Data provided →

┏━━

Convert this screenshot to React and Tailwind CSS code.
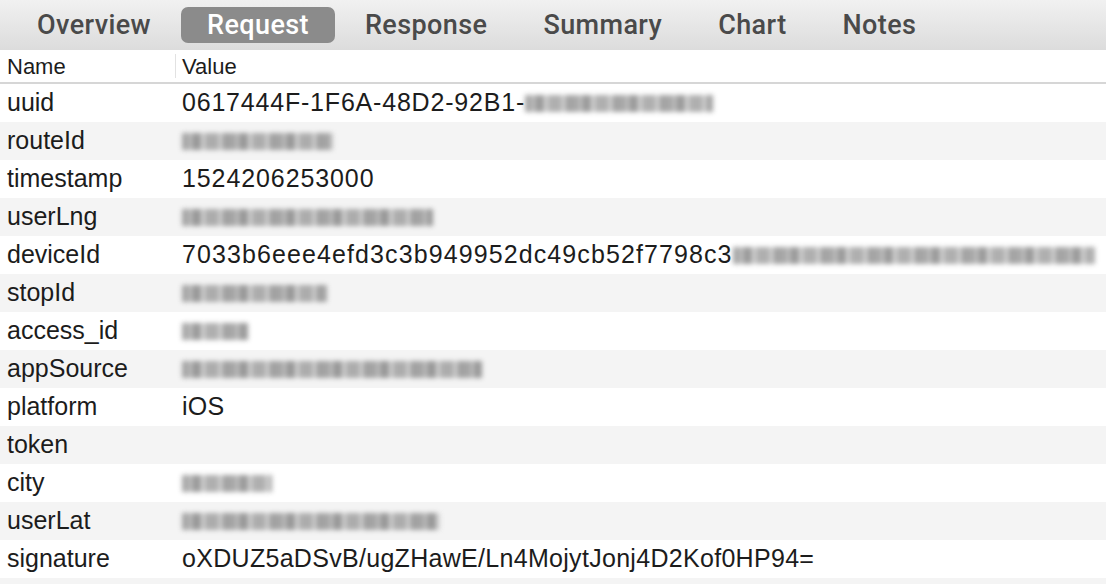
import React from "react";

const tabs = ["Overview", "Request", "Response", "Summary", "Chart", "Notes"];

// blur: size of the masked (pixelated) part of a value
const rows = [
    { name: "uuid", value: "0617444F-1F6A-48D2-92B1-", track: "tracking-[0.8px]", blur: "w-[188px]" },
    { name: "routeId", blur: "w-[151px]" },
    { name: "timestamp", value: "1524206253000", track: "tracking-[0.9px]" },
    { name: "userLng", blur: "w-[251px]" },
    { name: "deviceId", value: "7033b6eee4efd3c3b949952dc49cb52f7798c3", track: "tracking-[1.1px]", blur: "w-[362px]" },
    { name: "stopId", blur: "w-[145px]" },
    { name: "access_id", blur: "w-[66px]" },
    { name: "appSource", blur: "w-[300px]" },
    { name: "platform", value: "iOS", track: "tracking-[0.3px]" },
    { name: "token" },
    { name: "city", blur: "w-[90px]" },
    { name: "userLat", blur: "w-[258px]" },
    { name: "signature", value: "oXDUZ5aDSvB/ugZHawE/Ln4MojytJonj4D2Kof0HP94=", track: "tracking-[0.3px]" },
];

export default function App() {
    return (
        <div className="w-[1106px] h-[584px] overflow-hidden bg-white font-['Liberation_Sans',Arial,sans-serif] text-[#1c1c1c]">
            {/* tab bar */}
            <div className="h-[50px] flex items-center gap-[4px] pl-[11px] bg-gradient-to-b from-[#f1f1f1] to-[#dcdcdc] font-['Roboto',sans-serif] font-medium text-[27px] tracking-[0.4px]">
                {tabs.map((t) => (
                    <div
                        key={t}
                        className={`h-[36px] flex items-center px-[26px] rounded-[7px] ${t === "Request" ? "bg-[#8b8b8b] text-white" : "text-[#4a4a4a]"}`}
                    >
                        {t}
                    </div>
                ))}
            </div>

            {/* header */}
            <div className="h-[34px] flex items-center border-b-2 border-[#d6d6d6] text-[22px]">
                <div className="w-[176px] pl-[7px] h-[24px] flex items-center border-r border-[#e2e2e2]">Name</div>
                <div className="pl-[6px]">Value</div>
            </div>

            {/* rows */}
            {rows.map((r, i) => (
                <div key={r.name} className={`h-[38px] flex items-center text-[25px] ${i % 2 ? "bg-[#f4f4f4]" : "bg-white"}`}>
                    <div className="w-[182px] pl-[7px] shrink-0">{r.name}</div>
                    <div className={`flex items-center whitespace-nowrap ${r.track || ""}`}>
                        {r.value && <span>{r.value}</span>}
                        {r.blur && (
                            <div
                                className={`${r.blur} h-[17px] blur-[2.5px] opacity-75 bg-[repeating-linear-gradient(90deg,#8a8a8a_0_7px,#b4b4b4_7px_10px,#7a7a7a_10px_19px,#c8c8c8_19px_23px,#959595_23px_37px,#d2d2d2_37px_40px,#858585_40px_47px)]`}
                            />
                        )}
                    </div>
                </div>
            ))}
            <div className="h-[38px] bg-[#f4f4f4]" />
        </div>
    );
}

┗━━

Exercise goal →
Set every line down exactly as written, leaving each picture out.

Output →
Convert this screenshot to React and Tailwind CSS code.
import React from "react";

const tabs = ["Overview", "Request", "Response", "Summary", "Chart", "Notes"];

// blur: size of the masked (pixelated) part of a value
const rows = [
    { name: "uuid", value: "0617444F-1F6A-48D2-92B1-", track: "tracking-[0.8px]", blur: "w-[188px]" },
    { name: "routeId", blur: "w-[151px]" },
    { name: "timestamp", value: "1524206253000", track: "tracking-[0.9px]" },
    { name: "userLng", blur: "w-[251px]" },
    { name: "deviceId", value: "7033b6eee4efd3c3b949952dc49cb52f7798c3", track: "tracking-[1.1px]", blur: "w-[362px]" },
    { name: "stopId", blur: "w-[145px]" },
    { name: "access_id", blur: "w-[66px]" },
    { name: "appSource", blur: "w-[300px]" },
    { name: "platform", value: "iOS", track: "tracking-[0.3px]" },
    { name: "token" },
    { name: "city", blur: "w-[90px]" },
    { name: "userLat", blur: "w-[258px]" },
    { name: "signature", value: "oXDUZ5aDSvB/ugZHawE/Ln4MojytJonj4D2Kof0HP94=", track: "tracking-[0.3px]" },
];

export default function App() {
    return (
        <div className="w-[1106px] h-[584px] overflow-hidden bg-white font-['Liberation_Sans',Arial,sans-serif] text-[#1c1c1c]">
            {/* tab bar */}
            <div className="h-[50px] flex items-center gap-[4px] pl-[11px] bg-gradient-to-b from-[#f1f1f1] to-[#dcdcdc] font-['Roboto',sans-serif] font-medium text-[27px] tracking-[0.4px]">
                {tabs.map((t) => (
                    <div
                        key={t}
                        className={`h-[36px] flex items-center px-[26px] rounded-[7px] ${t === "Request" ? "bg-[#8b8b8b] text-white" : "text-[#4a4a4a]"}`}
                    >
                        {t}
                    </div>
                ))}
            </div>

            {/* header */}
            <div className="h-[34px] flex items-center border-b-2 border-[#d6d6d6] text-[22px]">
                <div className="w-[176px] pl-[7px] h-[24px] flex items-center border-r border-[#e2e2e2]">Name</div>
                <div className="pl-[6px]">Value</div>
            </div>

            {/* rows */}
            {rows.map((r, i) => (
                <div key={r.name} className={`h-[38px] flex items-center text-[25px] ${i % 2 ? "bg-[#f4f4f4]" : "bg-white"}`}>
                    <div className="w-[182px] pl-[7px] shrink-0">{r.name}</div>
                    <div className={`flex items-center whitespace-nowrap ${r.track || ""}`}>
                        {r.value && <span>{r.value}</span>}
                        {r.blur && (
                            <div
                                className={`${r.blur} h-[17px] blur-[2.5px] opacity-75 bg-[repeating-linear-gradient(90deg,#8a8a8a_0_7px,#b4b4b4_7px_10px,#7a7a7a_10px_19px,#c8c8c8_19px_23px,#959595_23px_37px,#d2d2d2_37px_40px,#858585_40px_47px)]`}
                            />
                        )}
                    </div>
                </div>
            ))}
            <div className="h-[38px] bg-[#f4f4f4]" />
        </div>
    );
}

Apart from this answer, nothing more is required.